Below are records; work out how many of their lines hold the string "this" and give that number alone.

Data supplied:
┌──
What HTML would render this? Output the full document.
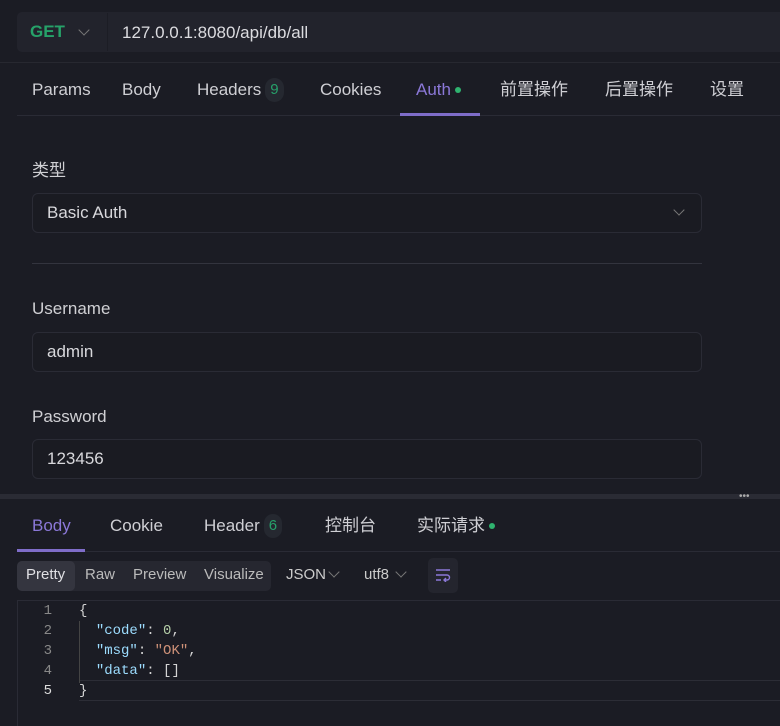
<!DOCTYPE html>
<html><head><meta charset="utf-8"><style>
*{box-sizing:border-box;margin:0;padding:0}
body{width:780px;height:726px;background:#1b1c24;color:#d4d4d8;font-family:"Liberation Sans","Noto Sans CJK SC",sans-serif;font-size:17px;position:relative;overflow:hidden}
.abs{position:absolute}
.url{left:17px;top:12px;width:770px;height:40px;background:#22232c;border-radius:5px}
.get{left:30px;top:22px;color:#26a269;font-weight:bold;font-size:17px;line-height:20px}
.chev{display:inline-block;width:8px;height:8px;border-right:1px solid #777;border-bottom:1px solid #777;transform:rotate(45deg)}
.tab{top:78px;height:24px;line-height:24px;font-size:17px;color:#cfcfd4;display:flex;align-items:center;white-space:nowrap}
.badge{display:inline-block;background:#252830;color:#27a06a;border-radius:10px;padding:0 5px;height:24px;line-height:24px;font-size:15px;margin-left:4px}
.dot{display:inline-block;width:6px;height:6px;border-radius:50%;background:#2fb36f;margin-left:4px}
.inp{left:32px;width:670px;height:40px;border:1px solid #2a2b35;border-radius:6px;background:#1a1b22;padding:0 14px;line-height:38px;color:#d8d8dc}
.lab{left:32px;color:#d0d0d4;line-height:22px}
.code{font-family:"Liberation Mono",monospace;font-size:14px;line-height:20px}
.sm{font-size:15px;line-height:20px;top:565px}
</style></head><body>
<div class="abs url"></div>
<div class="abs" style="left:107px;top:13px;width:1px;height:38px;background:#1c1d25"></div>
<div class="abs get">GET</div>
<div class="abs chev" style="left:80px;top:26px"></div>
<div class="abs" style="left:122px;top:22px;line-height:22px;color:#dcdce0">127.0.0.1:8080/api/db/all</div>
<div class="abs" style="left:0;top:62px;width:780px;height:1px;background:#272830"></div>

<div class="abs tab" style="left:32px">Params</div>
<div class="abs tab" style="left:122px">Body</div>
<div class="abs tab" style="left:197px">Headers<span class="badge">9</span></div>
<div class="abs tab" style="left:320px">Cookies</div>
<div class="abs tab" style="left:416px;color:#8b78d8">Auth<span class="dot"></span></div>
<div class="abs tab" style="left:500px">前置操作</div>
<div class="abs tab" style="left:605px">后置操作</div>
<div class="abs tab" style="left:710px">设置</div>
<div class="abs" style="left:17px;top:115px;width:763px;height:1px;background:#2a2b35"></div>
<div class="abs" style="left:400px;top:113px;width:80px;height:3px;background:#7f6dc9"></div>

<div class="abs lab" style="top:160px">类型</div>
<div class="abs inp" style="top:193px">Basic Auth</div>
<div class="abs chev" style="left:675px;top:206px"></div>
<div class="abs" style="left:32px;top:263px;width:670px;height:1px;background:#33343e"></div>
<div class="abs lab" style="top:298px">Username</div>
<div class="abs inp" style="top:332px">admin</div>
<div class="abs lab" style="top:406px">Password</div>
<div class="abs inp" style="top:439px">123456</div>

<div class="abs" style="left:0;top:494px;width:780px;height:5px;background:#2a2b34"></div>
<div class="abs" style="left:739px;top:494px;color:#aaa;font-size:10px;line-height:6px">•••</div>

<div class="abs tab" style="left:32px;top:514px;color:#8b78d8">Body</div>
<div class="abs tab" style="left:110px;top:514px">Cookie</div>
<div class="abs tab" style="left:204px;top:514px">Header<span class="badge">6</span></div>
<div class="abs tab" style="left:325px;top:514px">控制台</div>
<div class="abs tab" style="left:417px;top:514px">实际请求<span class="dot"></span></div>
<div class="abs" style="left:17px;top:551px;width:763px;height:1px;background:#2a2b35"></div>
<div class="abs" style="left:17px;top:549px;width:68px;height:3px;background:#7f6dc9"></div>

<div class="abs" style="left:17px;top:561px;width:254px;height:30px;background:#262730;border-radius:5px"></div>
<div class="abs" style="left:17px;top:561px;width:58px;height:30px;background:#34353f;border-radius:5px"></div>
<div class="abs sm" style="left:26px;color:#e0e0e4">Pretty</div>
<div class="abs sm" style="left:85px;color:#bbb">Raw</div>
<div class="abs sm" style="left:133px;color:#bbb">Preview</div>
<div class="abs sm" style="left:204px;color:#bbb">Visualize</div>
<div class="abs sm" style="left:286px;color:#ccc">JSON</div>
<div class="abs chev" style="left:330px;top:568px"></div>
<div class="abs sm" style="left:364px;color:#ccc">utf8</div>
<div class="abs chev" style="left:397px;top:568px"></div>
<div class="abs" style="left:428px;top:558px;width:30px;height:35px;background:#24252e;border-radius:5px"></div>
<svg class="abs" style="left:435px;top:568px" width="16" height="14" viewBox="0 0 16 14" fill="none" stroke="#8b78d8" stroke-width="1.4"><path d="M1 2h14M1 7h11a2.5 2.5 0 0 1 0 5H9M11 10l-2 2 2 2M1 12h5"/></svg>

<div class="abs" style="left:17px;top:600px;width:763px;height:126px;border-top:1px solid #2a2b35;border-left:1px solid #2a2b35"></div>
<div class="abs" style="left:79px;top:680px;width:701px;height:21px;border-top:1px solid #2c2d36;border-bottom:1px solid #2c2d36"></div>
<div class="abs" style="left:79px;top:621px;width:1px;height:62px;background:#444"></div>
<div class="abs code" style="left:40px;top:601px;color:#888;text-align:right;width:12px">1<br>2<br>3<br>4<br><span style="color:#ddd">5</span></div>
<div class="abs code" style="left:79px;top:601px;color:#d4d4d4;white-space:pre">{
  <span style="color:#9cdcfe">"code"</span>: <span style="color:#b5cea8">0</span>,
  <span style="color:#9cdcfe">"msg"</span>: <span style="color:#ce9178">"OK"</span>,
  <span style="color:#9cdcfe">"data"</span>: []
}</div>
</body></html>
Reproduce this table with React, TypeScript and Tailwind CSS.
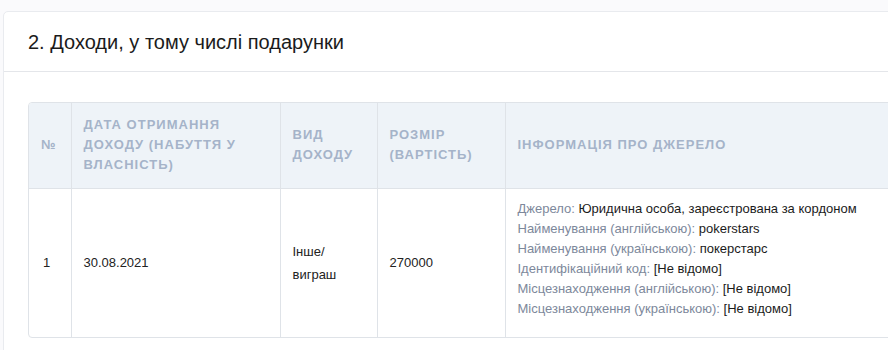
└──
Exercise output: 2